* Set task: Please write out the lines of the data exactly, beginning with the first and ending with the line containing "const clamp = (y)"; leave the pictures behind.
----
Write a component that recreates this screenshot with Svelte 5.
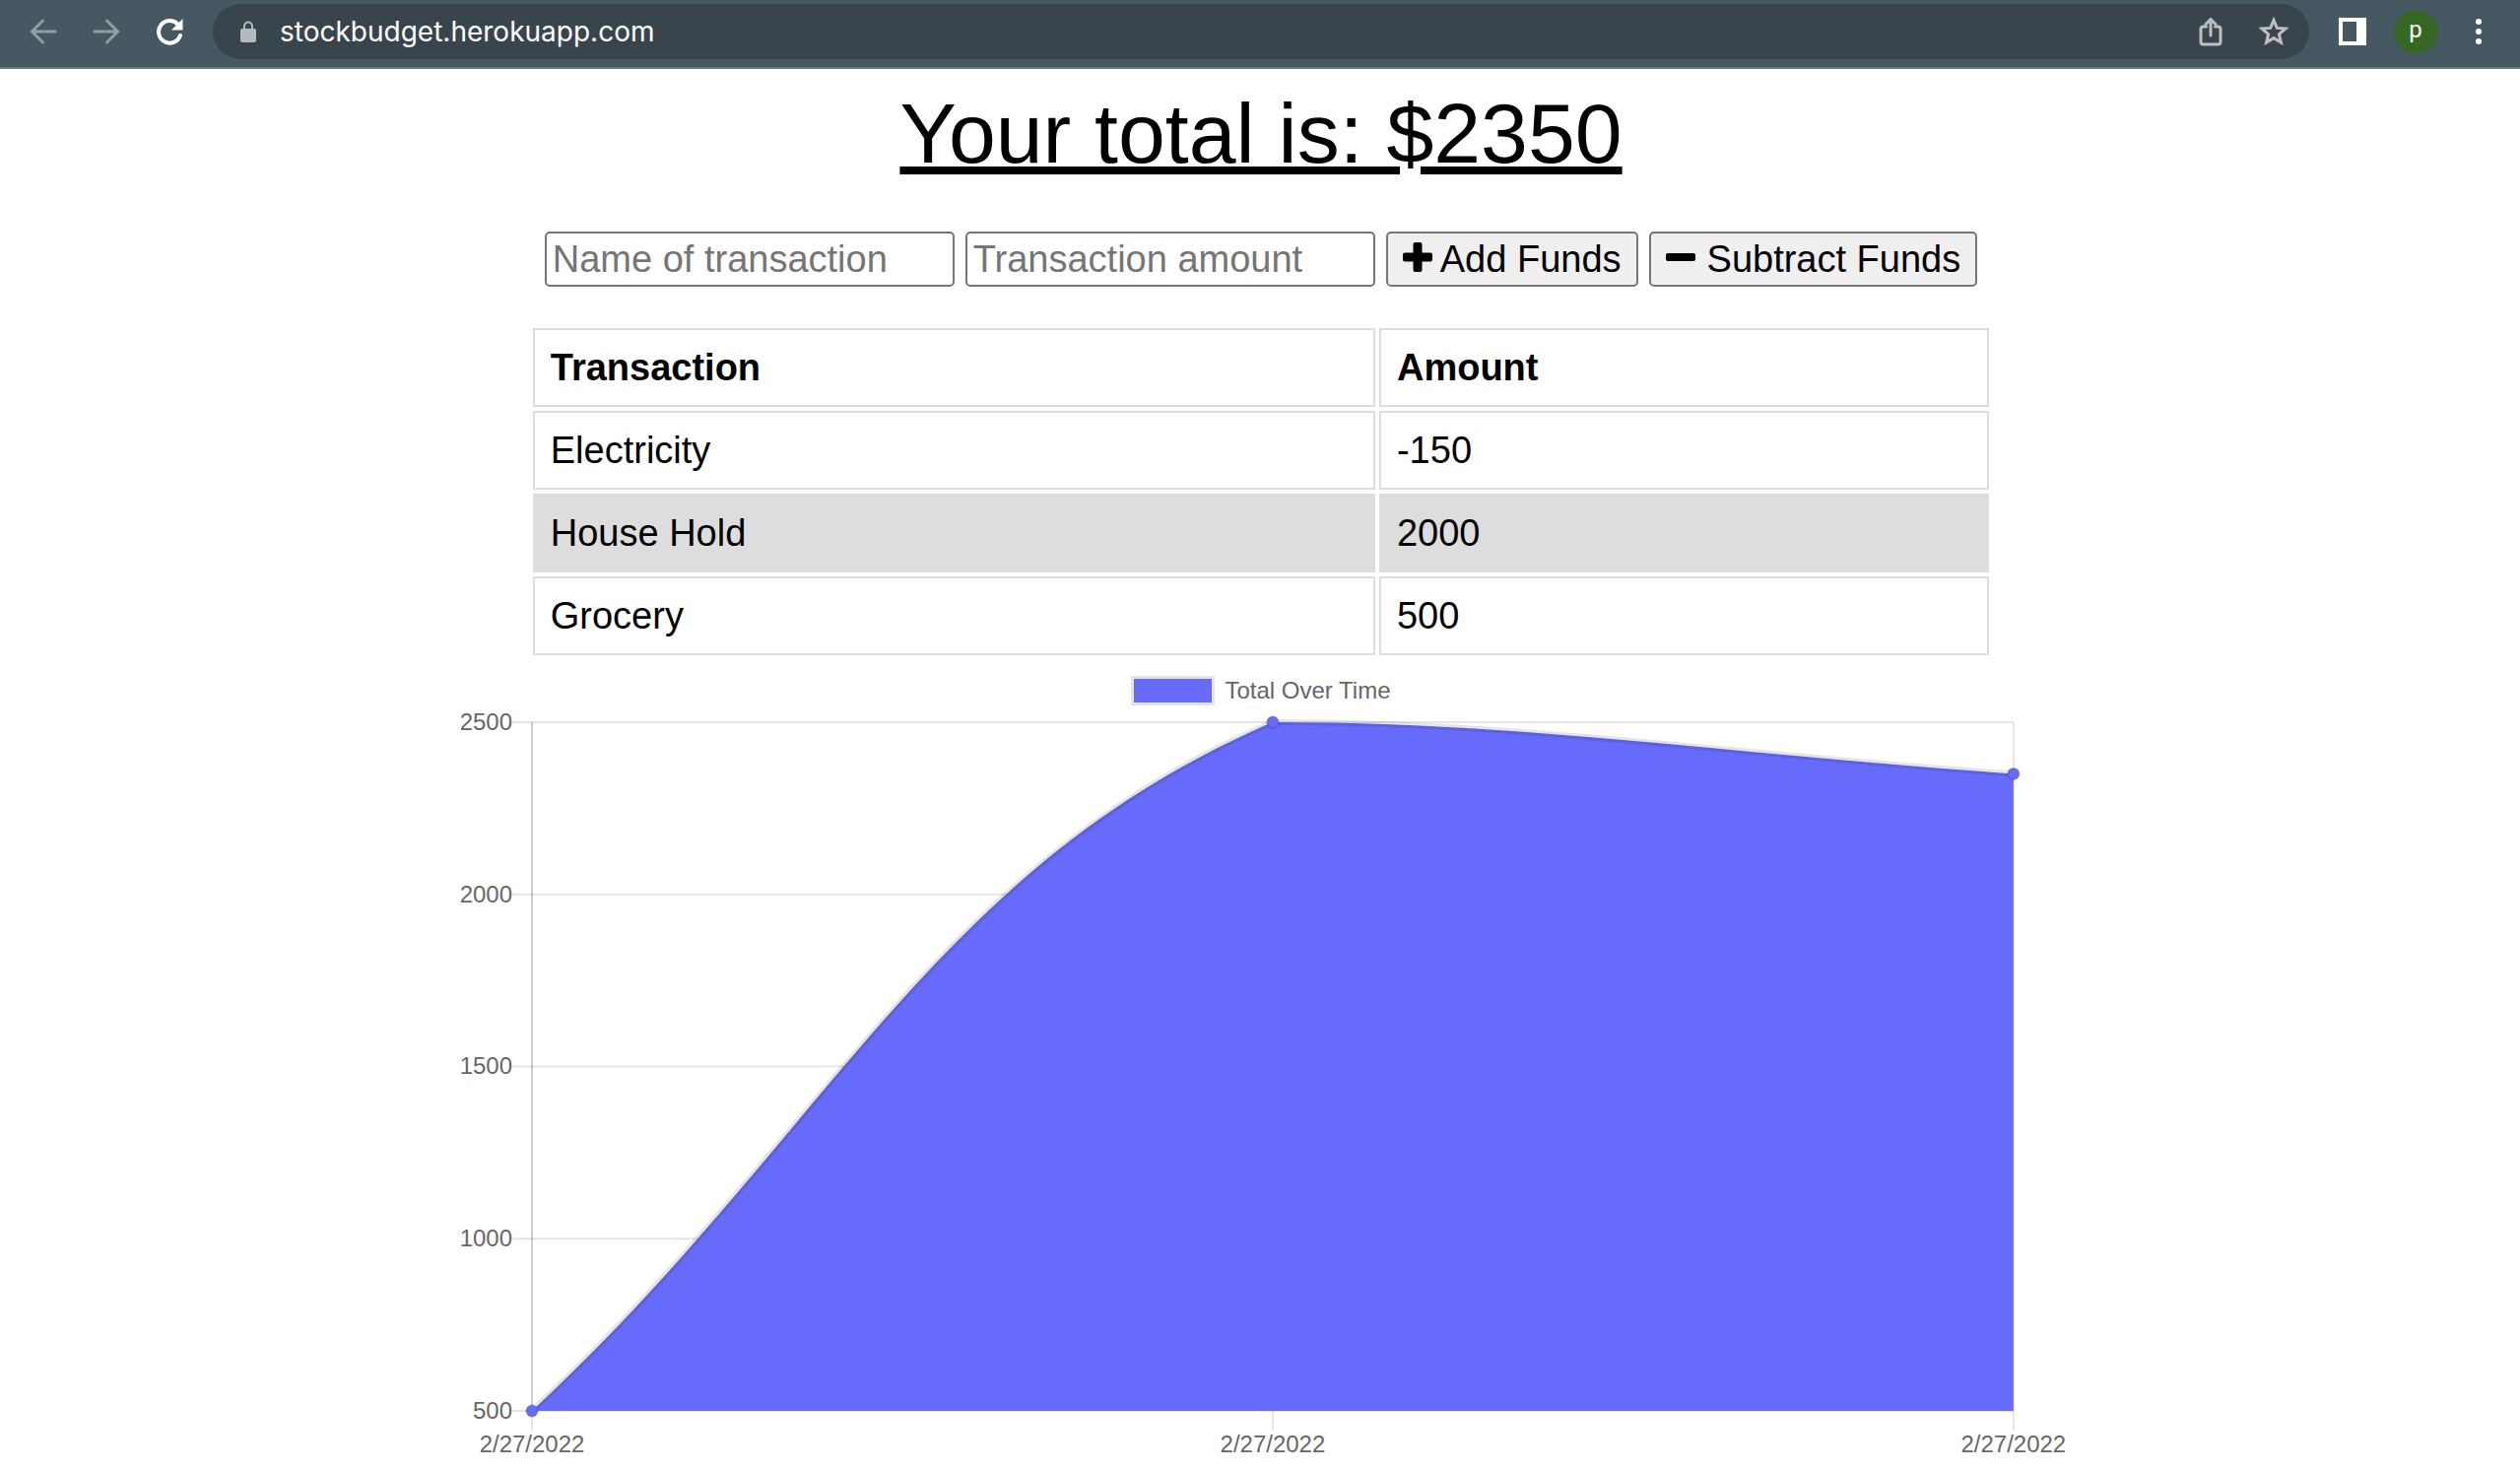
<script>
  const transactions = [
    { name: 'Electricity', amount: -150 },
    { name: 'House Hold', amount: 2000 },
    { name: 'Grocery', amount: 500 }
  ];
  const total = transactions.reduce((sum, t) => sum + t.amount, 0);

  // Running totals, oldest transaction first
  const points = [
    { date: '2/27/2022', value: 500 },
    { date: '2/27/2022', value: 2500 },
    { date: '2/27/2022', value: 2350 }
  ];
  const ticks = [2500, 2000, 1500, 1000, 500];

  const left = 80;
  const right = 1584;
  const top = 13;
  const bottom = 712;
  const tension = 0.4;

  const yOf = (v) => bottom - ((v - 500) / 2000) * (bottom - top);
  const dots = points.map((p, i) => ({
    x: left + (i * (right - left)) / (points.length - 1),
    y: yOf(p.value),
    date: p.date
  }));

  const clamp = (y) => Math.min(bottom, Math.max(top, y));

  function controls(i) {
    const cur = dots[i];
    const prev = dots[i - 1] ?? cur;
    const next = dots[i + 1] ?? cur;
    const d01 = Math.hypot(cur.x - prev.x, cur.y - prev.y);
    const d12 = Math.hypot(next.x - cur.x, next.y - cur.y);
    const fa = (tension * d01) / (d01 + d12);
    const fb = (tension * d12) / (d01 + d12);
    const dx = next.x - prev.x;
    const dy = next.y - prev.y;
    return {
      before: [cur.x - fa * dx, clamp(cur.y - fa * dy)],
      after: [cur.x + fb * dx, clamp(cur.y + fb * dy)]
    };
  }

  let line = `M${dots[0].x} ${dots[0].y}`;
  for (let i = 1; i < dots.length; i++) {
    line += ` C${controls(i - 1).after} ${controls(i).before} ${dots[i].x},${dots[i].y}`;
  }
  const area = `${line} V${bottom} H${left} Z`;
</script>

<header class="toolbar">
  <nav class="nav" aria-label="Browser">
    <button class="icon dim" aria-label="Back">
      <svg width="28" height="28" viewBox="0 0 28 28"><path d="M26 14H3M13.500 3L2.500 14l11 11" /></svg>
    </button>
    <button class="icon dim" aria-label="Forward">
      <svg width="28" height="28" viewBox="0 0 28 28"><path d="M2 14h23M14.500 3l11 11-11 11" /></svg>
    </button>
    <button class="icon" aria-label="Reload">
      <svg width="28" height="28" viewBox="0 0 28 28">
        <path class="reload" d="M25 18A11.300 11.300 0 1 1 22.500 6.500" />
        <path class="solid" d="M27.500 1v11.500H16z" />
      </svg>
    </button>
  </nav>
  <div class="address">
    <svg class="lock" width="16" height="22" viewBox="0 0 16 22">
      <path class="shackle" d="M4 9V5.500a4 4 0 0 1 8 0V9" />
      <rect y="8" width="16" height="14" rx="2" />
    </svg>
    <input class="url" type="text" aria-label="Address" value="stockbudget.herokuapp.com" />
    <button class="icon pale" aria-label="Share">
      <svg width="24" height="30" viewBox="0 0 24 30">
        <path d="M7.500 10H4.500a2.500 2.500 0 0 0-2.500 2.500v13a2.500 2.500 0 0 0 2.500 2.500h15a2.500 2.500 0 0 0 2.500-2.500v-13a2.500 2.500 0 0 0-2.500-2.500h-3M12 19V3M7 7.500l5-5 5 5" />
      </svg>
    </button>
    <button class="icon pale" aria-label="Bookmark">
      <svg width="30" height="30" viewBox="0 0 30 30">
        <path d="M15 3.500l3.300 7.900 8.600.7-6.500 5.600 2 8.400-7.400-4.500-7.400 4.500 2-8.400-6.500-5.600 8.600-.7z" />
      </svg>
    </button>
  </div>
  <button class="icon" aria-label="Side panel">
    <svg width="28" height="28" viewBox="0 0 28 28"><path class="solid" fill-rule="evenodd" d="M0 0h28v28H0zM4 4v20h14V4z" /></svg>
  </button>
  <button class="avatar" aria-label="Profile">p</button>
  <button class="icon" aria-label="Menu">
    <svg width="8" height="28" viewBox="0 0 8 28">
      <circle class="solid" cx="4" cy="4" r="3" />
      <circle class="solid" cx="4" cy="14" r="3" />
      <circle class="solid" cx="4" cy="24" r="3" />
    </svg>
  </button>
</header>

<main>
  <h1>Your total is: ${total}</h1>

  <form class="form" onsubmit={(e) => e.preventDefault()}>
    <input type="text" aria-label="Name of transaction" placeholder="Name of transaction" />
    <input type="text" inputmode="numeric" aria-label="Transaction amount" placeholder="Transaction amount" />
    <button type="submit" class="add">
      <svg width="30" height="30" viewBox="0 0 30 30">
        <path d="M12.500 0h5a2 2 0 0 1 2 2v8.500H28a2 2 0 0 1 2 2v5a2 2 0 0 1-2 2h-8.500V28a2 2 0 0 1-2 2h-5a2 2 0 0 1-2-2v-8.500H2a2 2 0 0 1-2-2v-5a2 2 0 0 1 2-2h8.500V2a2 2 0 0 1 2-2z" />
      </svg>
      Add Funds
    </button>
    <button type="submit" class="sub">
      <svg width="30" height="30" viewBox="0 0 30 30"><rect y="11" width="30" height="8" rx="2" /></svg>
      Subtract Funds
    </button>
  </form>

  <table>
    <thead>
      <tr><th class="name">Transaction</th><th>Amount</th></tr>
    </thead>
    <tbody>
      {#each transactions as t}
        <tr><td>{t.name}</td><td>{t.amount}</td></tr>
      {/each}
    </tbody>
  </table>

  <figure>
    <figcaption><span class="swatch"></span>Total Over Time</figcaption>
    <svg class="chart" viewBox="0 0 1640 772" role="img" aria-label="Total over time">
      {#each ticks as tick}
        <line class="grid" x1="60" x2={right} y1={yOf(tick)} y2={yOf(tick)} />
        <text x="60" y={yOf(tick) + 8} text-anchor="end">{tick}</text>
      {/each}
      {#each dots as d, i}
        <line class="grid" x1={d.x} x2={d.x} y1={i === 0 ? bottom : top} y2={bottom + 20} />
        <text x={d.x} y={bottom + 42} text-anchor="middle">{d.date}</text>
      {/each}
      <line class="axis" x1={left} x2={left} y1={top} y2={bottom} />
      <path class="area" d={area} />
      <path class="curve" d={line} />
      {#each dots as d}
        <circle class="dot" cx={d.x} cy={d.y} r="6" />
      {/each}
    </svg>
  </figure>
</main>

<style>
  :global(body) {
    margin: 0;
    background: #fff;
    color: #000;
    font-family: 'Liberation Sans', Arial, sans-serif;
  }

  button,
  input {
    box-sizing: border-box;
    margin: 0;
    font: inherit;
  }

  .toolbar {
    display: flex;
    align-items: center;
    box-sizing: border-box;
    height: 70px;
    padding: 0 38px 4px 30px;
    border-bottom: 2px solid #6c7c85;
    background: #465861;
  }

  .nav {
    display: flex;
    gap: 36px;
    margin-right: 30px;
  }

  .icon {
    display: flex;
    padding: 0;
    border: 0;
    background: none;
    color: #fff;
  }

  .icon path {
    fill: none;
    stroke: currentColor;
    stroke-width: 3;
    stroke-linecap: round;
    stroke-linejoin: miter;
  }

  .icon .solid {
    fill: currentColor;
    stroke: none;
  }

  .icon .reload {
    stroke-width: 4;
  }

  .dim {
    color: #929ca1;
  }

  .pale {
    color: #bfbfbf;
  }

  .address {
    display: flex;
    flex: 1;
    align-items: center;
    gap: 37px;
    height: 56px;
    margin-right: 30px;
    padding: 0 21px 0 28px;
    border-radius: 28px;
    background: #39454c;
    box-sizing: border-box;
  }

  .lock {
    fill: #b4b9bc;
  }

  .shackle {
    fill: none;
    stroke: #b4b9bc;
    stroke-width: 2;
  }

  .url {
    flex: 1;
    min-width: 0;
    margin-left: -13px;
    padding: 0;
    border: 0;
    outline: 0;
    background: none;
    color: #fff;
    font-family: Inter, sans-serif;
    font-size: 28px;
  }

  .avatar {
    width: 44px;
    height: 44px;
    margin: 0 38px 0 28px;
    padding: 0 0 4px;
    border: 0;
    border-radius: 50%;
    background: #356822;
    color: #fff;
    font-family: Roboto, sans-serif;
    font-size: 24px;
    line-height: 40px;
  }

  main {
    display: flex;
    flex-direction: column;
    align-items: center;
    padding-left: 2px;
    font-size: 38px;
  }

  h1 {
    margin: 15px 0 50px;
    font-size: 86px;
    font-weight: 400;
    line-height: 100px;
    text-decoration: underline;
    text-decoration-thickness: 8px;
  }

  .form {
    display: flex;
    flex-wrap: wrap;
    justify-content: center;
    gap: 11px;
    margin-bottom: 38px;
  }

  .form input,
  .form button {
    height: 56px;
    border: 2px solid #767676;
    border-radius: 5px;
    color: #000;
    line-height: 44px;
  }

  .form input {
    width: 416px;
    padding: 0 6px;
    background: #fff;
  }

  .form input::placeholder {
    color: #757575;
    opacity: 1;
  }

  .form button {
    display: flex;
    align-items: center;
    padding: 0 15px;
    background: #efefef;
    white-space: nowrap;
  }

  .form svg {
    margin-bottom: 4px;
  }

  .add {
    gap: 8px;
  }

  .sub {
    gap: 12px;
  }

  table {
    width: calc(58% + 4px);
    border-spacing: 4px;
    line-height: 44px;
  }

  th,
  td {
    padding: 16px;
    border: 2px solid #ddd;
    text-align: left;
  }

  .name {
    width: 58%;
  }

  tbody tr:nth-child(even) {
    background: #ddd;
  }

  figure {
    width: calc(64% + 4px);
    margin: 17px 0 0;
  }

  figcaption {
    display: flex;
    align-items: center;
    justify-content: center;
    gap: 10px;
    height: 30px;
    margin-bottom: 4px;
    color: #666;
    font-size: 24px;
  }

  .swatch {
    width: 79px;
    height: 24px;
    border: 3px solid #e5e5e5;
    background: #676bfb;
  }

  .chart {
    display: block;
    width: 100%;
    fill: #666;
    font-size: 24px;
  }

  .grid {
    stroke: rgba(0, 0, 0, 0.1);
    stroke-width: 2;
  }

  .axis {
    stroke: rgba(0, 0, 0, 0.2);
    stroke-width: 2;
  }

  .area,
  .dot {
    fill: #676bfb;
  }

  .curve {
    fill: none;
    stroke: rgba(0, 0, 0, 0.1);
    stroke-width: 6;
  }

  .dot {
    stroke: rgba(0, 0, 0, 0.1);
    stroke-width: 2;
  }
</style>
----
* Full answer:
Write a component that recreates this screenshot with Svelte 5.
<script>
  const transactions = [
    { name: 'Electricity', amount: -150 },
    { name: 'House Hold', amount: 2000 },
    { name: 'Grocery', amount: 500 }
  ];
  const total = transactions.reduce((sum, t) => sum + t.amount, 0);

  // Running totals, oldest transaction first
  const points = [
    { date: '2/27/2022', value: 500 },
    { date: '2/27/2022', value: 2500 },
    { date: '2/27/2022', value: 2350 }
  ];
  const ticks = [2500, 2000, 1500, 1000, 500];

  const left = 80;
  const right = 1584;
  const top = 13;
  const bottom = 712;
  const tension = 0.4;

  const yOf = (v) => bottom - ((v - 500) / 2000) * (bottom - top);
  const dots = points.map((p, i) => ({
    x: left + (i * (right - left)) / (points.length - 1),
    y: yOf(p.value),
    date: p.date
  }));

  const clamp = (y) => Math.min(bottom, Math.max(top, y));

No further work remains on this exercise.